Creativity is the ability to produce new, diverse and unique ideas. Thinking creatively means looking at things from a different perspective and not be restricted by rules, customs, or norms. To build creativity students must learn to brainstorm, create new ideas, elaborate, refine, analyse, evaluate and execute their own ideas

 

  1. Critical thinking

Critical thinking involves logical thinking and reasoning including skills such as comparison, classification, sequencing, cause/effect, patterning, analogies, deductive reasoning, forecasting, planning, hypothesizing, and critiquing.

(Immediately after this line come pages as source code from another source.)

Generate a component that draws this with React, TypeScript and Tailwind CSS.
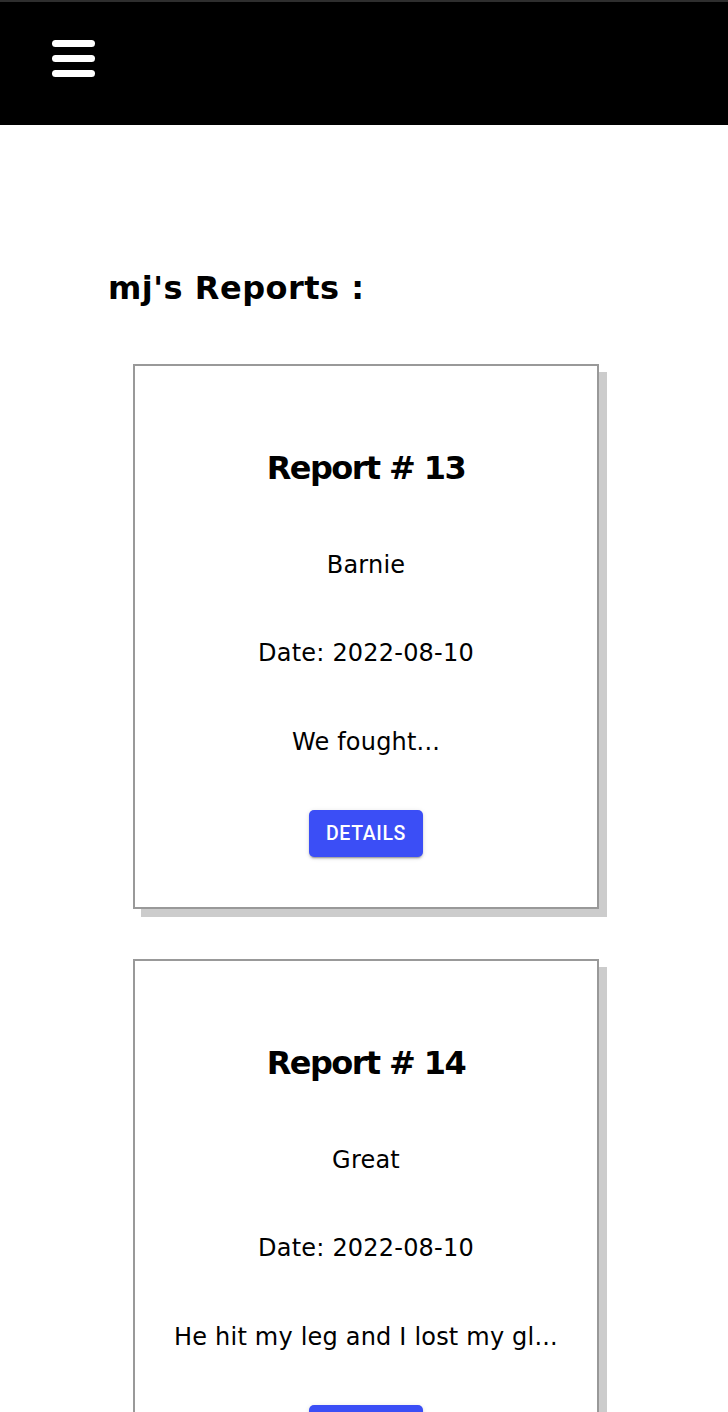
import React from 'react';

interface Report {
  id: number;
  title: string;
  date: string;
  summary: string;
}

const reports: Report[] = [
  { id: 13, title: 'Barnie', date: '2022-08-10', summary: 'We fought...' },
  { id: 14, title: 'Great', date: '2022-08-10', summary: 'He hit my leg and I lost my gl...' },
];

function ReportCard({ report }: { report: Report }) {
  return (
    <div className="ml-[133px] w-[466px] h-[545px] border-2 border-[#999999] bg-white shadow-[8px_8px_0_#cccccc] flex flex-col items-center pt-[82px]">
      <h2 className="text-[32px] leading-[40px] font-bold tracking-[-1.6px]">Report # {report.id}</h2>
      <p className="mt-[57px] text-[24px] leading-[40px] tracking-[0.2px]">{report.title}</p>
      <p className="mt-[48px] text-[24px] leading-[40px] tracking-[0.2px]">Date: {report.date}</p>
      <p className="mt-[49px] text-[24px] leading-[40px] tracking-[0.2px]">{report.summary}</p>

      <button className="mt-[48px] h-[47px] px-[17px] rounded-[5px] bg-[#3b4ef6] text-white text-[19.5px] font-medium tracking-[0.6px] uppercase font-['Roboto',sans-serif] shadow-[0_3px_1px_-2px_rgba(0,0,0,0.2),0_2px_2px_0_rgba(0,0,0,0.14),0_1px_5px_0_rgba(0,0,0,0.12)]">
        Details
      </button>
    </div>
  );
}

export default function App() {
  return (
    <div className="min-h-screen bg-white text-black font-['DejaVu_Sans',sans-serif]">
      {/* Top bar */}
      <header className="h-[125px] bg-black border-t-2 border-[#2e2e2e] pl-[52px] pt-[38px]">
        <div className="flex flex-col gap-2 w-[43px]">
          <span className="h-[7px] rounded-full bg-white"></span>
          <span className="h-[7px] rounded-full bg-white"></span>
          <span className="h-[7px] rounded-full bg-white"></span>
        </div>
      </header>

      <main className="pt-[145px] pb-[60px]">
        <h1 className="pl-[108px] text-[32px] leading-[37px] font-bold tracking-[0.5px]">mj's Reports :</h1>

        <div className="mt-[57px] flex flex-col gap-[50px]">
          {reports.map((r) => (
            <ReportCard key={r.id} report={r} />
          ))}
        </div>
      </main>
    </div>
  );
}
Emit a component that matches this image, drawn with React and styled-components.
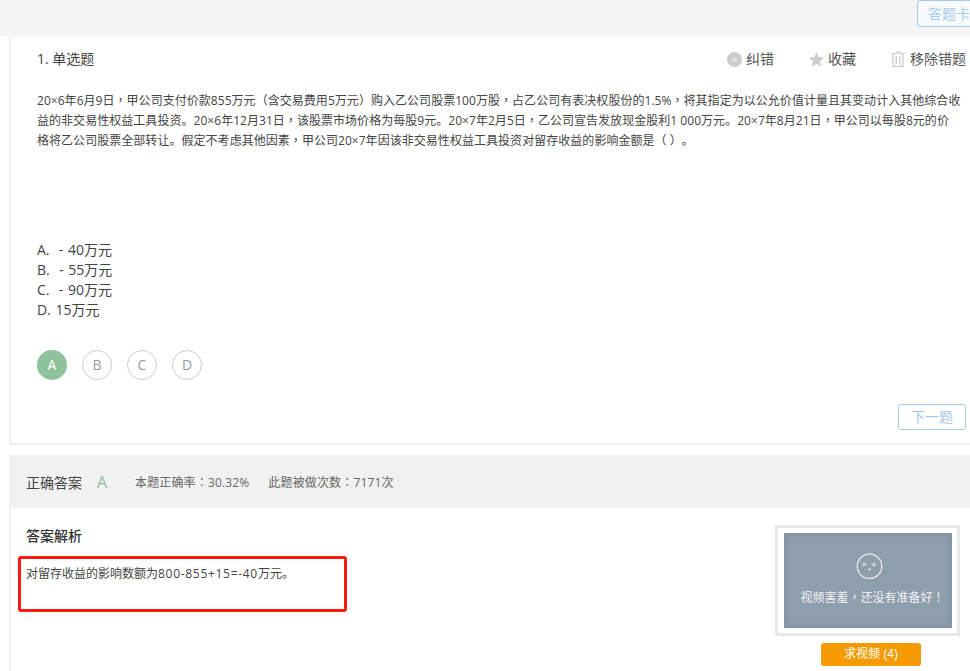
import React from "react";
import styled, { createGlobalStyle } from "styled-components";

const Global = createGlobalStyle`
  html, body { margin: 0; padding: 0; background: #fff; overflow: hidden; }
  body { font-family: "Open Sans", "Noto Sans CJK SC", sans-serif; color: #333; width: 970px; height: 671px; text-spacing-trim: space-all; }
`;
const Page = styled.div`
  width: 970px; height: 671px; overflow: hidden; display: flex; flex-direction: column;
`;
const TopBar = styled.div`
  height: 36px; flex: none; background: #f4f4f4; display: flex; padding-left: 917px; box-sizing: border-box; overflow: hidden;
`;
const CardButton = styled.div`
  flex: none; width: 70px; height: 27px; box-sizing: border-box; border: 1px solid #a3cbf0; border-radius: 3px;
  color: #a9cdf0; background: #f9fafb; font-size: 14px; line-height: 25px; padding-left: 10px; white-space: nowrap;
`;
const QuestionCard = styled.section`
  flex: none; height: 409px; box-sizing: border-box; margin-left: 9px; width: 961px; background: #fff;
  border-left: 2px solid #f0f0f0; border-bottom: 2px solid #f0f0f0; border-top: 1px solid #f4f4f4;
  padding: 12px 0 0 26px; display: flex; flex-direction: column;
`;
const QuestionHead = styled.div`
  display: flex; align-items: center; height: 20px; width: 929px;
`;
const QuestionTitle = styled.div`
  font-size: 14px; line-height: 20px; color: #444; flex: 1;
`;
const Action = styled.div`
  display: flex; align-items: center; gap: ${p => p.$gap || 4}px; margin-left: ${p => p.$ml || 0}px; font-size: 14px; line-height: 20px; color: #555;
`;
const Stem = styled.p`
  margin: 22px 0 0; font-size: 12px; line-height: 20px; color: #444; white-space: nowrap; letter-spacing: .04px;
`;
const Options = styled.div`
  margin-top: 89px; font-size: 14px; line-height: 20px; color: #444;
`;
const Option = styled.div`
  white-space: pre; word-spacing: 1px;
`;
const Choices = styled.div`
  display: flex; gap: 15px; margin-top: 30px;
`;
const Choice = styled.div`
  width: 30px; height: 30px; box-sizing: border-box; border-radius: 50%; text-align: center;
  font-size: 14px; line-height: ${p => p.$active ? 30 : 28}px;
  border: ${p => p.$active ? "none" : "1px solid #ccc"};
  background: ${p => p.$active ? "#8ec29a" : "#fff"};
  color: ${p => p.$active ? "#fff" : "#999"};
`;
const NextRow = styled.div`
  display: flex; justify-content: flex-end; width: 929px; margin-top: 24px;
`;
const NextButton = styled.div`
  width: 68px; height: 26px; box-sizing: border-box; border: 1px solid #a3cbf0; border-radius: 3px; color: #a9c8ea;
  font-size: 14px; line-height: 24px; text-align: center;
`;
const AnswerBar = styled.div`
  flex: none; margin: 10px 0 0 9px; height: 53px; background: #f1f1f1; display: flex; align-items: center; padding-left: 17px;
`;
const AnswerLabel = styled.span`
  font-size: 14px; color: #444; width: 71px;
`;
const AnswerLetter = styled.span`
  font-size: 16px; color: #8ec29a; width: 38px;
`;
const Stat = styled.span`
  font-size: 12px; color: #666; letter-spacing: .15px; margin-right: ${p => p.$mr || 0}px;
`;
const Analysis = styled.div`
  flex: 1; display: flex; margin-left: 9px; border-left: 2px solid #f0f0f0; align-items: flex-start;
`;
const AnalysisBody = styled.div`
  flex: 1; padding: 18px 0 0 7px;
`;
const AnalysisTitle = styled.h3`
  margin: 0 0 0 8px; font-size: 14px; font-weight: 500; line-height: 20px; color: #333;
`;
const Highlight = styled.div`
  margin-top: 10px; width: 329px; height: 56px; box-sizing: border-box; border: 3px solid #fa1a10; border-radius: 3px;
  padding: 5px 0 0 5px; font-size: 12px; line-height: 20px; color: #444; white-space: nowrap;
`;
const Formula = styled.span`
  letter-spacing: .7px;
`;
const Mark = styled.span`
  font-family: "Noto Sans CJK TC", sans-serif; line-height: 0;
`;
const VideoColumn = styled.div`
  flex: none; width: 185px; margin: 17px 10px 0 0; display: flex; flex-direction: column; align-items: flex-start;
`;
const VideoFrame = styled.div`
  width: 185px; height: 111px; box-sizing: border-box; border: 3px solid #e8e8e8; padding: 5px 5px 5px 6px; background: #fff;
`;
const VideoInner = styled.div`
  height: 95px; background: #8f9eac; box-shadow: inset 0 0 7px rgba(100, 116, 132, .45); display: flex; flex-direction: column; align-items: center;
`;
const VideoFace = styled.svg`
  margin: 19px 0 0 3px; flex: none;
`;
const VideoText = styled.div`
  margin: 9px 0 0 9px; color: #f1f3f5; font-size: 12px; line-height: 20px; white-space: nowrap;
`;
const AskButton = styled.div`
  width: 100px; height: 23px; margin: 7px 0 0 46px; border-radius: 3px; background: #f59a00; color: #fff; font-size: 12px; line-height: 23px; text-align: center;
  font-family: "Liberation Sans", "Noto Sans CJK SC", sans-serif;
`;

const Cn = ({ children }) =>
  children.split(/([，：！（）])/).map((part, i) =>
    i % 2 ? <Mark key={i}>{part}</Mark> : part
  );

const ErrIcon = () => (
  <svg width="15" height="15" viewBox="0 0 15 15"><circle cx="7.5" cy="7.5" r="7.5" fill="#ccc"/><path d="M5.3 5.3l4.4 4.4M9.7 5.3l-4.4 4.4" stroke="#eee" strokeWidth="1.1"/></svg>
);
const StarIcon = () => (
  <svg width="15" height="15" viewBox="0 0 15 15"><path d="M7.5.3l2.2 4.7 5.2.6-3.8 3.5 1 5.3-4.6-2.6-4.6 2.6 1-5.3L.1 5.6l5.2-.6z" fill="#ccc"/></svg>
);
const TrashIcon = () => (
  <svg width="14" height="16" viewBox="0 0 14 16" fill="none" stroke="#ccc"><path d="M.3 2.5h13.4" strokeWidth="1"/><path d="M5 2V.7h4V2" strokeWidth="1"/><path d="M2 3v12.3h10V3" strokeWidth="1.3"/><path d="M5.2 5v8M8.8 5v8" strokeWidth="1.3"/></svg>
);

export default function App() {
  return (
    <Page>
      <Global />
      <TopBar><CardButton>答题卡</CardButton></TopBar>
      <QuestionCard>
        <QuestionHead>
          <QuestionTitle>1. 单选题</QuestionTitle>
          <Action><ErrIcon />纠错</Action>
          <Action $ml={35}><StarIcon />收藏</Action>
          <Action $ml={35} $gap={5}><TrashIcon />移除错题</Action>
        </QuestionHead>
        <Stem>
          <Cn>20×6年6月9日，甲公司支付价款855万元（含交易费用5万元）购入乙公司股票100万股，占乙公司有表决权股份的1.5%，将其指定为以公允价值计量且其变动计入其他综合收</Cn><br />
          <Cn>益的非交易性权益工具投资。20×6年12月31日，该股票市场价格为每股9元。20×7年2月5日，乙公司宣告发放现金股利1 000万元。20×7年8月21日，甲公司以每股8元的价</Cn><br />
          <Cn>格将乙公司股票全部转让。假定不考虑其他因素，甲公司20×7年因该非交易性权益工具投资对留存收益的影响金额是（ ）。</Cn>
        </Stem>
        <Options>
          <Option>A.  - 40万元</Option>
          <Option>B.  - 55万元</Option>
          <Option>C.  - 90万元</Option>
          <Option>D. 15万元</Option>
        </Options>
        <Choices>
          <Choice $active>A</Choice>
          <Choice>B</Choice>
          <Choice>C</Choice>
          <Choice>D</Choice>
        </Choices>
        <NextRow><NextButton>下一题</NextButton></NextRow>
      </QuestionCard>
      <AnswerBar>
        <AnswerLabel>正确答案</AnswerLabel>
        <AnswerLetter>A</AnswerLetter>
        <Stat $mr={19}><Cn>本题正确率：30.32%</Cn></Stat>
        <Stat><Cn>此题被做次数：7171次</Cn></Stat>
      </AnswerBar>
      <Analysis>
        <AnalysisBody>
          <AnalysisTitle>答案解析</AnalysisTitle>
          <Highlight>对留存收益的影响数额为<Formula>800-855+15=-40</Formula>万元。</Highlight>
        </AnalysisBody>
        <VideoColumn>
          <VideoFrame>
            <VideoInner>
              <VideoFace width="27" height="27" viewBox="0 0 28 28" fill="none" stroke="#e8edf0">
                <path d="M21 4.2A12.7 12.7 0 1 0 26.7 14c0-2-.5-4-1.4-5.6L21 4.2z" strokeWidth="1.3" />
                <path d="M7 11.5l3 1.5-3 1.5M20 11.5l-3 1.5 3 1.5M12.5 18h3" strokeWidth="1.1" />
              </VideoFace>
              <VideoText><Cn>视频害羞，还没有准备好！</Cn></VideoText>
            </VideoInner>
          </VideoFrame>
          <AskButton>求视频 (4)</AskButton>
        </VideoColumn>
      </Analysis>
    </Page>
  );
}
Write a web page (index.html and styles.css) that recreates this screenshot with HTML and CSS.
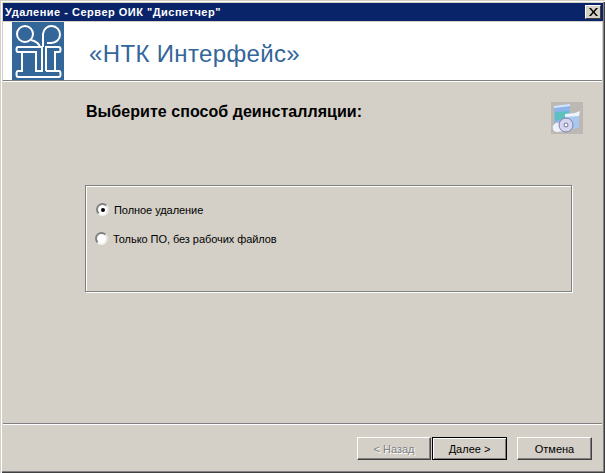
FILE: index.html
```html
<!DOCTYPE html>
<html lang="ru">
<head>
    <meta charset="UTF-8">
    <meta name="viewport" content="width=device-width, initial-scale=1.0">
    <title>Удаление - Сервер ОИК "Диспетчер"</title>
    <link rel="stylesheet" href="styles.css">
</head>
<body>
    <div class="window">
        <div class="titlebar">
            <span class="title-text">Удаление - Сервер ОИК "Диспетчер"</span>
            <button class="close-btn" aria-label="Закрыть">
                <svg width="9" height="8" viewBox="0 0 9 8"><path d="M0 0h2l2.500 3 2.500-3h2l-3.500 4 3.500 4h-2l-2.500-3-2.500 3h-2l3.500-4z" fill="#000"/></svg>
            </button>
        </div>
        <div class="banner">
            <svg class="logo" width="52" height="58" viewBox="0 0 52 58">
                <rect width="52" height="58" fill="#336699"/>
                <g fill="none" stroke="#fff" stroke-width="2">
                    <circle cx="13" cy="12" r="8"/>
                    <path d="M19 18c4 1 8 3 9 7"/>
                    <path d="M31 25V12a8.500 8.500 0 1 1 8.500 9H35"/>
                    <path d="M6 25H30V49H24V30H10V49H6c-2 0-2 6 0 6H47c2 0 2-6 0-6H43V30h4c2 0 2-5 0-5H34V49"/>
                    <path d="M10 30H6c-2 0-2-5 0-5"/>
                    <path d="M34 49h9"/>
                </g>
            </svg>
            <span class="brand">«НТК Интерфейс»</span>
        </div>
        <div class="banner-rule"></div>
        <div class="content">
            <div class="heading-row">
                <h1 class="heading">Выберите способ деинсталляции:</h1>
                <svg class="pkg-icon" width="32" height="32" viewBox="0 0 32 32">
                    <rect width="32" height="32" fill="#bcb9b4"/>
                    <path d="M3 4l16-2v15l-16 4z" fill="#8fb4e8"/>
                    <path d="M4 10l14-1v6l-14 4z" fill="#5fc0c0"/>
                    <path d="M3 4l16-2v2l-16 2z" fill="#d8e6fa"/>
                    <path d="M15 14l13-2v13l-11 4-2-3z" fill="#a8c8f0"/>
                    <path d="M14 12l10-1 5-2-1 5-14 1z" fill="#eef4fc"/>
                    <path d="M2 24c1-3 5-4 8-3l3 8-7 1c-3 0-5-3-4-6z" fill="#eef2fa"/>
                    <circle cx="15" cy="23" r="7" fill="#d6d6ee" stroke="#8080b0"/>
                    <circle cx="15" cy="23" r="2" fill="#fff" stroke="#7070a0"/>
                </svg>
            </div>
            <div class="group">
                <label class="option first">
                    <span class="radio checked"></span>
                    <span>Полное удаление</span>
                </label>
                <label class="option second">
                    <span class="radio"></span>
                    <span>Только ПО, без рабочих файлов</span>
                </label>
            </div>
        </div>
        <div class="footer-rule"></div>
        <div class="footer">
            <button class="btn disabled">&lt; Назад</button>
            <button class="btn default">Далее &gt;</button>
            <button class="btn cancel">Отмена</button>
        </div>
    </div>
</body>
</html>
```
FILE: styles.css
```css
* {
    box-sizing: border-box;
}
body {
    margin: 0;
    background-color: #d4d0c8;
}
.window {
    width: 605px;
    height: 473px;
    padding: 3px 3px 2px 3px;
    display: flex;
    flex-direction: column;
    background-color: #d4d0c8;
    box-shadow: inset 1px 1px 0 #d4d0c8, inset 2px 2px 0 #fff, inset -1px -1px 0 #404040, inset -2px -2px 0 #808080;
    font-family: "Liberation Sans", Arial, sans-serif;
}
.titlebar {
    height: 18px;
    flex: none;
    margin-right: -1px;
    padding: 0 2px 0 2px;
    display: flex;
    align-items: center;
    justify-content: space-between;
    background-color: #0a246a;
    color: #fff;
}
.title-text {
    font-size: 11px;
    font-weight: bold;
    letter-spacing: 0.5px;
}
.close-btn {
    width: 16px;
    height: 14px;
    padding: 0;
    display: flex;
    align-items: center;
    justify-content: center;
    background-color: #d4d0c8;
    border: 1px solid;
    border-color: #fff #404040 #404040 #fff;
}
.banner {
    height: 58px;
    flex: none;
    margin-top: 1px;
    padding-left: 9px;
    display: flex;
    align-items: center;
    background-color: #fff;
}
.logo {
    flex: none;
}
.brand {
    margin-left: 25px;
    padding-top: 6px;
    font-size: 24px;
    letter-spacing: 0.35px;
    color: #336699;
}
.banner-rule {
    height: 2px;
    flex: none;
    background-color: #808080;
    border-bottom: 1px solid #fff;
}
.content {
    flex: 1;
    padding-left: 82px;
}
.heading-row {
    width: 498px;
    height: 53px;
    padding-top: 20px;
    display: flex;
    justify-content: space-between;
}
.heading {
    margin: 0 0 0 1px;
    font-size: 16px;
    line-height: 20px;
    font-weight: bold;
    letter-spacing: 0.05px;
    color: #000;
}
.pkg-icon {
    flex: none;
}
.group {
    width: 487px;
    height: 107px;
    margin-top: 50px;
    padding-top: 17px;
    display: flex;
    flex-direction: column;
    gap: 16px;
    border: 1px solid #808080;
    box-shadow: inset 1px 1px 0 #fff, 1px 1px 0 #fff;
}
.option {
    height: 13px;
    display: flex;
    align-items: center;
    gap: 5px;
    font-size: 11px;
    letter-spacing: -0.06px;
    color: #000;
}
.option.first {
    padding-left: 10px;
}
.option.second {
    padding-left: 9px;
}
.radio {
    width: 13px;
    height: 13px;
    flex: none;
    display: flex;
    align-items: center;
    justify-content: center;
    border-radius: 50%;
    background-color: #fff;
    border: 2px solid;
    border-color: #808080 #e8e6e2 #f4f3f0 #808080;
}
.radio.checked::after {
    content: "";
    width: 4px;
    height: 4px;
    border-radius: 50%;
    background-color: #000;
}
.footer-rule {
    height: 2px;
    flex: none;
    background-color: #808080;
    border-bottom: 1px solid #fff;
}
.footer {
    height: 46px;
    flex: none;
    padding: 12px 9px 0 354px;
    display: flex;
    align-items: flex-start;
}
.btn {
    width: 75px;
    height: 23px;
    padding: 0;
    font-family: "Liberation Sans", Arial, sans-serif;
    font-size: 11px;
    color: #000;
    background-color: #d4d0c8;
    border: 1px solid;
    border-color: #fff #404040 #404040 #fff;
    box-shadow: inset -1px -1px 0 #808080;
}
.btn.disabled {
    width: 74px;
    margin-right: 1px;
    color: #808080;
    text-shadow: 1px 1px 0 #fff;
}
.btn.default {
    margin-right: 10px;
    border: 1px solid #000;
    box-shadow: inset 1px 1px 0 #fff, inset -1px -1px 0 #808080;
}
```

Students need to develop critical thinking skills by learning to gather relevant information, use different kinds of reasoning to understand a situation, analyse complex systems, understand how their interconnected parts support the systems, ask important questions that clarify points of view and make decisions by selecting appropriate criteria and identifying alternatives to make reliable choices.

 

  1. Communication

Communication is expressing thoughts clearly, crisply articulating opinions, communicating coherent instructions, motivating others through powerful speech. To build effective communication skills students must learn to communicate using digital media, share information efficiently and effectively using appropriate digital media and communicate thoughts and ideas clearly and effectively to different audiences using various media and formats.

 

  1. Collaboration

Collaboration occurs when two or more people work together to accomplish a shared, common goal. To build good collaboration Skills, students must learn to work effectively with different groups of people, including people from diverse cultures, be flexible and willing to compromise with team members to reach a common goal.

 

All the skills that help individuals succeed in rapidly changing technology advanced world are built on the same foundations of reading, writing and numeracy. When we think about bringing the 4 C’s into our classroom, we don’t need to “add” a thing. To help students master these skills, what we need to do is to change HOW we teach and learn in our classrooms. It is the process of learning, not the content of learning, that addresses the 4 C’s.

 

We can help students build creativity and critical thinking by the types of questions we ask them to respond to.  With all the information that can easily be found online, we no longer need to have students think of things, but think about them.

 

We can build their communication skills by asking students to help solve a problem and let them share their solution using formats they see in the world around them, such as digital stories, eBooks, virtual museums, video journals, news broadcasts, and interactive games.

 

And lastly, collaboration is about pairing children in class to work and learn together and even help one another. Assigning projects and homework to teams enhances student learning and builds their collaboration skills.

Is your child’s school adequately equipping your child with the skills to compete and win in the new global economy?